**What is needed**:
Give the listing again character for character, but drop the images.

- - - - -

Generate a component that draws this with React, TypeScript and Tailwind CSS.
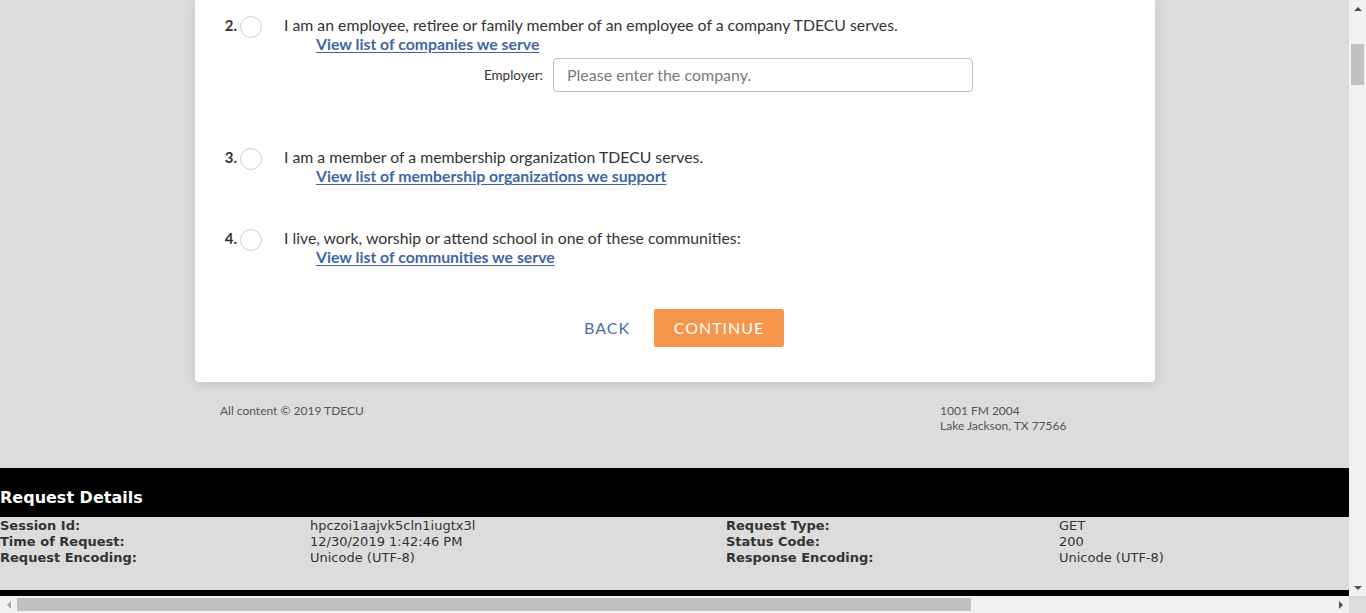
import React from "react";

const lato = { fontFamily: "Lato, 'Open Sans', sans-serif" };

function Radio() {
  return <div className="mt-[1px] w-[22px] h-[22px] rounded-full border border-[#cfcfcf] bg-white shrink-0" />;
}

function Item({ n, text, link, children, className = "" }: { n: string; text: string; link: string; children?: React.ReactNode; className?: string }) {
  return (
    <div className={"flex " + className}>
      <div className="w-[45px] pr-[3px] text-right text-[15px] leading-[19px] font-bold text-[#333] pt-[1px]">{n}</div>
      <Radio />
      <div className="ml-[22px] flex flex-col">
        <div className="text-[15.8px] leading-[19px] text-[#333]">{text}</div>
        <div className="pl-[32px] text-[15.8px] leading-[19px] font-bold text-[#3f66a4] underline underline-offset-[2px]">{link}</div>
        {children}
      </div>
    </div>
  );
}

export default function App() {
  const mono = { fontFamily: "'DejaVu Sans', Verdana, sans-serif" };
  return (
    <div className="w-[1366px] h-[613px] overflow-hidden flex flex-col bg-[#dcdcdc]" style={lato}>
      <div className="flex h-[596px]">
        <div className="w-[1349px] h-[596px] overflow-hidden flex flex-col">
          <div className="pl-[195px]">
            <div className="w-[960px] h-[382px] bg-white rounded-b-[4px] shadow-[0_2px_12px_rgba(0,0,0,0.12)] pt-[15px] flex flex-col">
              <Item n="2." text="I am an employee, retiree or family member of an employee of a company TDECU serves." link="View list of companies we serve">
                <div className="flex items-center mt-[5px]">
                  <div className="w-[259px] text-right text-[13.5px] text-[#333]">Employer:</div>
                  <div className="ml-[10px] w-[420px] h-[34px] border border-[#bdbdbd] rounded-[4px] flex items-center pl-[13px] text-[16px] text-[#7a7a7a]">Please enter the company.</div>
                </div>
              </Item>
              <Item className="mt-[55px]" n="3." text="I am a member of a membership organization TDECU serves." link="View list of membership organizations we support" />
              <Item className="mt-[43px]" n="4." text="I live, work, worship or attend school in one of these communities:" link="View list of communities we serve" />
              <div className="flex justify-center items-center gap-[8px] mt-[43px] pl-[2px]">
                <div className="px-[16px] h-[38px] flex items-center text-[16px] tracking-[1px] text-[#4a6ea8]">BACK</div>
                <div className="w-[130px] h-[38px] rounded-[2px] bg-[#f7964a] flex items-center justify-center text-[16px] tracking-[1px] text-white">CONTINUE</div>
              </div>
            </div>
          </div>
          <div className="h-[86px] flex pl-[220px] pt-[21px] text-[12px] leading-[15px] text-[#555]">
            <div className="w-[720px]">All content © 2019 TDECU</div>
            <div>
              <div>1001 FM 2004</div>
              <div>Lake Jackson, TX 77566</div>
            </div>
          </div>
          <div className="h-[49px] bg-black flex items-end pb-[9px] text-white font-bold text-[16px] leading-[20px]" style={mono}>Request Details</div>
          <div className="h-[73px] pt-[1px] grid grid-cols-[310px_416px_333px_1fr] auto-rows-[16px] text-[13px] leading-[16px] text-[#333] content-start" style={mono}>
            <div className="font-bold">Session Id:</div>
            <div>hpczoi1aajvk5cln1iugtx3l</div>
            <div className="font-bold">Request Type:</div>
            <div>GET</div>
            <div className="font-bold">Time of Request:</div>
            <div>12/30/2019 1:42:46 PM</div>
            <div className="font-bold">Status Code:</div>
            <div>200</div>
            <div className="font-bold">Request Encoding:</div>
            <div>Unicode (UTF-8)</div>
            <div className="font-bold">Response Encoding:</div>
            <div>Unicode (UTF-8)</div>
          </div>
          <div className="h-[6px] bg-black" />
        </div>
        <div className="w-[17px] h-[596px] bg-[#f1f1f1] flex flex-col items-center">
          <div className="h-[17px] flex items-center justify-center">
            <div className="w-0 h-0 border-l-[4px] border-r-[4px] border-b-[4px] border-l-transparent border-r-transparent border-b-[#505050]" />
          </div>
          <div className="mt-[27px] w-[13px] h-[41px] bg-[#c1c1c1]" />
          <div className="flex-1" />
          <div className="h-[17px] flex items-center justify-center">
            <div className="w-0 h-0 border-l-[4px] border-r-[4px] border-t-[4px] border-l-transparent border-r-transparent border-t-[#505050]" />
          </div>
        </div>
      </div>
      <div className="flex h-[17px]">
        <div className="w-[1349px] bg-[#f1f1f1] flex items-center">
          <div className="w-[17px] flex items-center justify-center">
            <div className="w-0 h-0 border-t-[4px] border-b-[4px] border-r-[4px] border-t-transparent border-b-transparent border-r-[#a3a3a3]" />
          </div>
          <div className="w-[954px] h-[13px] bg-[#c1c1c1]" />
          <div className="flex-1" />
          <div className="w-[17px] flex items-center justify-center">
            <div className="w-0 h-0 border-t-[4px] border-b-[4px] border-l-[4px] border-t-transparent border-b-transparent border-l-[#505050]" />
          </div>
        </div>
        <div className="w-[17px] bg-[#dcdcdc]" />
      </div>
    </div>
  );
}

- - - - -

**Output of the task**:
Generate a component that draws this with React, TypeScript and Tailwind CSS.
import React from "react";

const lato = { fontFamily: "Lato, 'Open Sans', sans-serif" };

function Radio() {
  return <div className="mt-[1px] w-[22px] h-[22px] rounded-full border border-[#cfcfcf] bg-white shrink-0" />;
}

function Item({ n, text, link, children, className = "" }: { n: string; text: string; link: string; children?: React.ReactNode; className?: string }) {
  return (
    <div className={"flex " + className}>
      <div className="w-[45px] pr-[3px] text-right text-[15px] leading-[19px] font-bold text-[#333] pt-[1px]">{n}</div>
      <Radio />
      <div className="ml-[22px] flex flex-col">
        <div className="text-[15.8px] leading-[19px] text-[#333]">{text}</div>
        <div className="pl-[32px] text-[15.8px] leading-[19px] font-bold text-[#3f66a4] underline underline-offset-[2px]">{link}</div>
        {children}
      </div>
    </div>
  );
}

export default function App() {
  const mono = { fontFamily: "'DejaVu Sans', Verdana, sans-serif" };
  return (
    <div className="w-[1366px] h-[613px] overflow-hidden flex flex-col bg-[#dcdcdc]" style={lato}>
      <div className="flex h-[596px]">
        <div className="w-[1349px] h-[596px] overflow-hidden flex flex-col">
          <div className="pl-[195px]">
            <div className="w-[960px] h-[382px] bg-white rounded-b-[4px] shadow-[0_2px_12px_rgba(0,0,0,0.12)] pt-[15px] flex flex-col">
              <Item n="2." text="I am an employee, retiree or family member of an employee of a company TDECU serves." link="View list of companies we serve">
                <div className="flex items-center mt-[5px]">
                  <div className="w-[259px] text-right text-[13.5px] text-[#333]">Employer:</div>
                  <div className="ml-[10px] w-[420px] h-[34px] border border-[#bdbdbd] rounded-[4px] flex items-center pl-[13px] text-[16px] text-[#7a7a7a]">Please enter the company.</div>
                </div>
              </Item>
              <Item className="mt-[55px]" n="3." text="I am a member of a membership organization TDECU serves." link="View list of membership organizations we support" />
              <Item className="mt-[43px]" n="4." text="I live, work, worship or attend school in one of these communities:" link="View list of communities we serve" />
              <div className="flex justify-center items-center gap-[8px] mt-[43px] pl-[2px]">
                <div className="px-[16px] h-[38px] flex items-center text-[16px] tracking-[1px] text-[#4a6ea8]">BACK</div>
                <div className="w-[130px] h-[38px] rounded-[2px] bg-[#f7964a] flex items-center justify-center text-[16px] tracking-[1px] text-white">CONTINUE</div>
              </div>
            </div>
          </div>
          <div className="h-[86px] flex pl-[220px] pt-[21px] text-[12px] leading-[15px] text-[#555]">
            <div className="w-[720px]">All content © 2019 TDECU</div>
            <div>
              <div>1001 FM 2004</div>
              <div>Lake Jackson, TX 77566</div>
            </div>
          </div>
          <div className="h-[49px] bg-black flex items-end pb-[9px] text-white font-bold text-[16px] leading-[20px]" style={mono}>Request Details</div>
          <div className="h-[73px] pt-[1px] grid grid-cols-[310px_416px_333px_1fr] auto-rows-[16px] text-[13px] leading-[16px] text-[#333] content-start" style={mono}>
            <div className="font-bold">Session Id:</div>
            <div>hpczoi1aajvk5cln1iugtx3l</div>
            <div className="font-bold">Request Type:</div>
            <div>GET</div>
            <div className="font-bold">Time of Request:</div>
            <div>12/30/2019 1:42:46 PM</div>
            <div className="font-bold">Status Code:</div>
            <div>200</div>
            <div className="font-bold">Request Encoding:</div>
            <div>Unicode (UTF-8)</div>
            <div className="font-bold">Response Encoding:</div>
            <div>Unicode (UTF-8)</div>
          </div>
          <div className="h-[6px] bg-black" />
        </div>
        <div className="w-[17px] h-[596px] bg-[#f1f1f1] flex flex-col items-center">
          <div className="h-[17px] flex items-center justify-center">
            <div className="w-0 h-0 border-l-[4px] border-r-[4px] border-b-[4px] border-l-transparent border-r-transparent border-b-[#505050]" />
          </div>
          <div className="mt-[27px] w-[13px] h-[41px] bg-[#c1c1c1]" />
          <div className="flex-1" />
          <div className="h-[17px] flex items-center justify-center">
            <div className="w-0 h-0 border-l-[4px] border-r-[4px] border-t-[4px] border-l-transparent border-r-transparent border-t-[#505050]" />
          </div>
        </div>
      </div>
      <div className="flex h-[17px]">
        <div className="w-[1349px] bg-[#f1f1f1] flex items-center">
          <div className="w-[17px] flex items-center justify-center">
            <div className="w-0 h-0 border-t-[4px] border-b-[4px] border-r-[4px] border-t-transparent border-b-transparent border-r-[#a3a3a3]" />
          </div>
          <div className="w-[954px] h-[13px] bg-[#c1c1c1]" />
          <div className="flex-1" />
          <div className="w-[17px] flex items-center justify-center">
            <div className="w-0 h-0 border-t-[4px] border-b-[4px] border-l-[4px] border-t-transparent border-b-transparent border-l-[#505050]" />
          </div>
        </div>
        <div className="w-[17px] bg-[#dcdcdc]" />
      </div>
    </div>
  );
}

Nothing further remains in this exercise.